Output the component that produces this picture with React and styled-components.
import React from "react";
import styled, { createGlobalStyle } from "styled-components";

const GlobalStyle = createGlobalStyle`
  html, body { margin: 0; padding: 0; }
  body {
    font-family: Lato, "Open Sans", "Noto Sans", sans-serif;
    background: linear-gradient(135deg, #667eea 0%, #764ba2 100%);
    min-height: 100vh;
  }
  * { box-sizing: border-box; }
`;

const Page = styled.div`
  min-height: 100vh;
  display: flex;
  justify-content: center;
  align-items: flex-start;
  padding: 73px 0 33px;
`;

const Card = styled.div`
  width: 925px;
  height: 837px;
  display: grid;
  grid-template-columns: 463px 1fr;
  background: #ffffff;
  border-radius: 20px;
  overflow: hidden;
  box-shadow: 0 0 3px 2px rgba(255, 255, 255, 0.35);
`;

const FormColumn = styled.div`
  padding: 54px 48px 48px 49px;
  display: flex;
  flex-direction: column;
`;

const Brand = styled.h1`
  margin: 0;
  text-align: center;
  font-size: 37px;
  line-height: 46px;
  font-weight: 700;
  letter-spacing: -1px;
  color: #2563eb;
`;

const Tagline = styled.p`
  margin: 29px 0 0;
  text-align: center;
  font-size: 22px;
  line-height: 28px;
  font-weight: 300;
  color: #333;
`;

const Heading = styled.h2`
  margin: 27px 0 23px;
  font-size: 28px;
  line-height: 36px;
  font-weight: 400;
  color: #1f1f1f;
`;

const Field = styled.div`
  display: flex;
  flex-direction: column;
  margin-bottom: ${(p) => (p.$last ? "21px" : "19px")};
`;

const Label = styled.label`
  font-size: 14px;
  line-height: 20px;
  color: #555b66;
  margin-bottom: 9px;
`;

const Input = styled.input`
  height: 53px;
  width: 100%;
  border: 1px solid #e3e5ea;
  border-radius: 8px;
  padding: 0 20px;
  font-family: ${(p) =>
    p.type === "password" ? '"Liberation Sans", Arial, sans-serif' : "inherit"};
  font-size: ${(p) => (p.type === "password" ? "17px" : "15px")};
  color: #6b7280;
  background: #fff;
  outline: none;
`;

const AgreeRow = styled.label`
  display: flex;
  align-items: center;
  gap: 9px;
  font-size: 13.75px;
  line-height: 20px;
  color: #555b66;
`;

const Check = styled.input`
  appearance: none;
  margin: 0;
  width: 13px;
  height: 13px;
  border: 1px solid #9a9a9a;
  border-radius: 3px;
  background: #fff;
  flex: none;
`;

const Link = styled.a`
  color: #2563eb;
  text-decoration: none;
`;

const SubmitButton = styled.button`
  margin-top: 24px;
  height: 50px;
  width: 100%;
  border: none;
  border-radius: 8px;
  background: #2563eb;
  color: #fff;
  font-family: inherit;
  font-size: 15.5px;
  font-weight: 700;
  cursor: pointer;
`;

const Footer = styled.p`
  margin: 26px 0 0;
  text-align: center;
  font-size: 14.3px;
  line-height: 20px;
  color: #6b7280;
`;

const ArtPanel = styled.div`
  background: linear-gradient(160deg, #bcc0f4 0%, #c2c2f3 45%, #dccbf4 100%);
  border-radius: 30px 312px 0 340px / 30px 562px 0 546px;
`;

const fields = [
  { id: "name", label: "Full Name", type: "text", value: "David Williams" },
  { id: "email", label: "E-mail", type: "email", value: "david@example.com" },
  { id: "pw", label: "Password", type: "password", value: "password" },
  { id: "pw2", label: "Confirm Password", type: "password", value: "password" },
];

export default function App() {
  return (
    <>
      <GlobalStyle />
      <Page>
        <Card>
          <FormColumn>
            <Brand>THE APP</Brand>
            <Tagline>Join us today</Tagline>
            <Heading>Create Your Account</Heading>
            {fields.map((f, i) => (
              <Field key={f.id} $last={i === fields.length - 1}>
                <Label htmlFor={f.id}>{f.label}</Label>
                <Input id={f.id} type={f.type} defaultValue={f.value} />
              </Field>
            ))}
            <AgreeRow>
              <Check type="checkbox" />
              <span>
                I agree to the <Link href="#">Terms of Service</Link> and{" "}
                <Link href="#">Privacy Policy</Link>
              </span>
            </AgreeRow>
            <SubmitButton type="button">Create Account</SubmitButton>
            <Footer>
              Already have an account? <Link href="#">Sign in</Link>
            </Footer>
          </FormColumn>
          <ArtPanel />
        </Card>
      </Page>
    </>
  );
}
◇ ◇ ◇ ◇ ◇
Would you reproduce the material above in full, exactly as given?

* [Response to the task]
Output the component that produces this picture with React and styled-components.
import React from "react";
import styled, { createGlobalStyle } from "styled-components";

const GlobalStyle = createGlobalStyle`
  html, body { margin: 0; padding: 0; }
  body {
    font-family: Lato, "Open Sans", "Noto Sans", sans-serif;
    background: linear-gradient(135deg, #667eea 0%, #764ba2 100%);
    min-height: 100vh;
  }
  * { box-sizing: border-box; }
`;

const Page = styled.div`
  min-height: 100vh;
  display: flex;
  justify-content: center;
  align-items: flex-start;
  padding: 73px 0 33px;
`;

const Card = styled.div`
  width: 925px;
  height: 837px;
  display: grid;
  grid-template-columns: 463px 1fr;
  background: #ffffff;
  border-radius: 20px;
  overflow: hidden;
  box-shadow: 0 0 3px 2px rgba(255, 255, 255, 0.35);
`;

const FormColumn = styled.div`
  padding: 54px 48px 48px 49px;
  display: flex;
  flex-direction: column;
`;

const Brand = styled.h1`
  margin: 0;
  text-align: center;
  font-size: 37px;
  line-height: 46px;
  font-weight: 700;
  letter-spacing: -1px;
  color: #2563eb;
`;

const Tagline = styled.p`
  margin: 29px 0 0;
  text-align: center;
  font-size: 22px;
  line-height: 28px;
  font-weight: 300;
  color: #333;
`;

const Heading = styled.h2`
  margin: 27px 0 23px;
  font-size: 28px;
  line-height: 36px;
  font-weight: 400;
  color: #1f1f1f;
`;

const Field = styled.div`
  display: flex;
  flex-direction: column;
  margin-bottom: ${(p) => (p.$last ? "21px" : "19px")};
`;

const Label = styled.label`
  font-size: 14px;
  line-height: 20px;
  color: #555b66;
  margin-bottom: 9px;
`;

const Input = styled.input`
  height: 53px;
  width: 100%;
  border: 1px solid #e3e5ea;
  border-radius: 8px;
  padding: 0 20px;
  font-family: ${(p) =>
    p.type === "password" ? '"Liberation Sans", Arial, sans-serif' : "inherit"};
  font-size: ${(p) => (p.type === "password" ? "17px" : "15px")};
  color: #6b7280;
  background: #fff;
  outline: none;
`;

const AgreeRow = styled.label`
  display: flex;
  align-items: center;
  gap: 9px;
  font-size: 13.75px;
  line-height: 20px;
  color: #555b66;
`;

const Check = styled.input`
  appearance: none;
  margin: 0;
  width: 13px;
  height: 13px;
  border: 1px solid #9a9a9a;
  border-radius: 3px;
  background: #fff;
  flex: none;
`;

const Link = styled.a`
  color: #2563eb;
  text-decoration: none;
`;

const SubmitButton = styled.button`
  margin-top: 24px;
  height: 50px;
  width: 100%;
  border: none;
  border-radius: 8px;
  background: #2563eb;
  color: #fff;
  font-family: inherit;
  font-size: 15.5px;
  font-weight: 700;
  cursor: pointer;
`;

const Footer = styled.p`
  margin: 26px 0 0;
  text-align: center;
  font-size: 14.3px;
  line-height: 20px;
  color: #6b7280;
`;

const ArtPanel = styled.div`
  background: linear-gradient(160deg, #bcc0f4 0%, #c2c2f3 45%, #dccbf4 100%);
  border-radius: 30px 312px 0 340px / 30px 562px 0 546px;
`;

const fields = [
  { id: "name", label: "Full Name", type: "text", value: "David Williams" },
  { id: "email", label: "E-mail", type: "email", value: "david@example.com" },
  { id: "pw", label: "Password", type: "password", value: "password" },
  { id: "pw2", label: "Confirm Password", type: "password", value: "password" },
];

export default function App() {
  return (
    <>
      <GlobalStyle />
      <Page>
        <Card>
          <FormColumn>
            <Brand>THE APP</Brand>
            <Tagline>Join us today</Tagline>
            <Heading>Create Your Account</Heading>
            {fields.map((f, i) => (
              <Field key={f.id} $last={i === fields.length - 1}>
                <Label htmlFor={f.id}>{f.label}</Label>
                <Input id={f.id} type={f.type} defaultValue={f.value} />
              </Field>
            ))}
            <AgreeRow>
              <Check type="checkbox" />
              <span>
                I agree to the <Link href="#">Terms of Service</Link> and{" "}
                <Link href="#">Privacy Policy</Link>
              </span>
            </AgreeRow>
            <SubmitButton type="button">Create Account</SubmitButton>
            <Footer>
              Already have an account? <Link href="#">Sign in</Link>
            </Footer>
          </FormColumn>
          <ArtPanel />
        </Card>
      </Page>
    </>
  );
}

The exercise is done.